┌──

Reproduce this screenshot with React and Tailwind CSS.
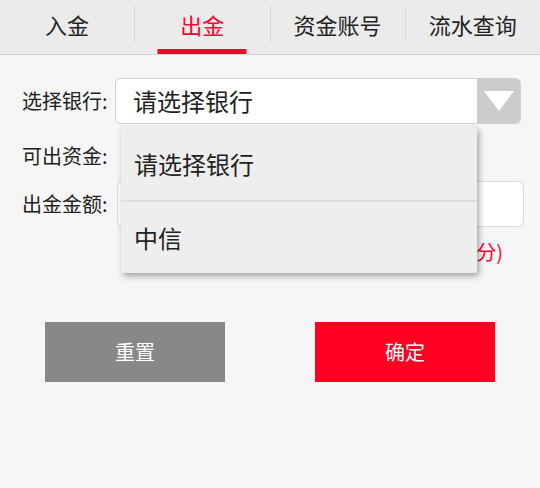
import React from "react";

const tabs = ["入金", "出金", "资金账号", "流水查询"];

const App = () => {
  const active = 1;

  return (
    <div
      className="relative w-[540px] h-[488px] bg-[#f6f6f6] overflow-hidden text-[#222]"
      style={{ fontFamily: '"Noto Sans CJK SC", "Noto Sans", sans-serif' }}
    >
      {/* tab bar */}
      <div className="flex h-[55px] bg-[#ebebeb] border-b border-[#d3d3d3]">
        {tabs.map((t, i) => (
          <React.Fragment key={t}>
            {i > 0 && <div className="w-px h-[36px] mt-[6px] bg-[#d6d6d6]" />}
            <div
              className={
                "relative flex-1 flex items-center justify-center pb-[6px] text-[22px] " +
                (i === active ? "text-[#ff0030]" : "text-[#222]")
              }
            >
              {t}
              {i === active && (
                <span className="absolute bottom-0 left-1/2 -translate-x-1/2 w-[89px] h-[5px] bg-[#ff0030]" />
              )}
            </div>
          </React.Fragment>
        ))}
      </div>

      {/* form */}
      <div className="pl-[22px]">
        <div className="flex items-center mt-[23px] h-[46px]">
          <span className="w-[93px] text-[20px] leading-none">选择银行:</span>
          <div className="flex w-[406px] h-[46px] rounded-[5px] border border-[#d0d0d0] bg-white overflow-hidden">
            <div className="flex-1 flex items-center pl-[17px] text-[24px] leading-none">
              请选择银行
            </div>
            <div className="w-[43px] h-full bg-[#cccccc] flex items-center justify-center">
              <svg width="30" height="20" viewBox="0 0 30 20">
                <polygon points="0,0 30,0 15,20" fill="#ffffff" />
              </svg>
            </div>
          </div>
        </div>

        <div className="flex items-center mt-[17px] h-[30px]">
          <span className="w-[93px] text-[20px] leading-none">可出资金:</span>
        </div>

        <div className="flex items-center mt-[10px] h-[46px]">
          <span className="w-[95px] text-[20px] leading-none">出金金额:</span>
          <div className="w-[407px] h-[46px] rounded-[6px] border border-[#dcdcdc] bg-white" />
        </div>

        <div className="mt-[12px] h-[26px] flex items-center justify-end pr-[37px] text-[20px] leading-none text-[#ff0030]">
          (单位：元，精确到分)
        </div>
      </div>

      {/* buttons */}
      <div className="flex gap-[90px] pl-[45px] mt-[57px]">
        <button className="w-[180px] h-[60px] bg-[#888888] text-white text-[20px]">
          重置
        </button>
        <button className="w-[180px] h-[60px] bg-[#ff0020] text-white text-[20px]">
          确定
        </button>
      </div>

      {/* open select list */}
      <div className="absolute left-[121px] top-[127px] w-[356px] bg-[#eeeeee] rounded-[2px] shadow-[2px_3px_6px_rgba(0,0,0,0.35)]">
        <div className="h-[73px] flex items-center pl-[13px] text-[24px] leading-none">
          请选择银行
        </div>
        <div className="h-[2px] bg-[#dedede]" />
        <div className="h-[71px] flex items-center pl-[13px] text-[24px] leading-none">
          中信
        </div>
      </div>
    </div>
  );
};

export default App;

└──

*THE TASK*: Starting at the top of the listing above, please restate word for word each line up to and including the one that holds "const active = 1;", omitting every image.

*OUTPUT BELOW*:
Reproduce this screenshot with React and Tailwind CSS.
import React from "react";

const tabs = ["入金", "出金", "资金账号", "流水查询"];

const App = () => {
  const active = 1;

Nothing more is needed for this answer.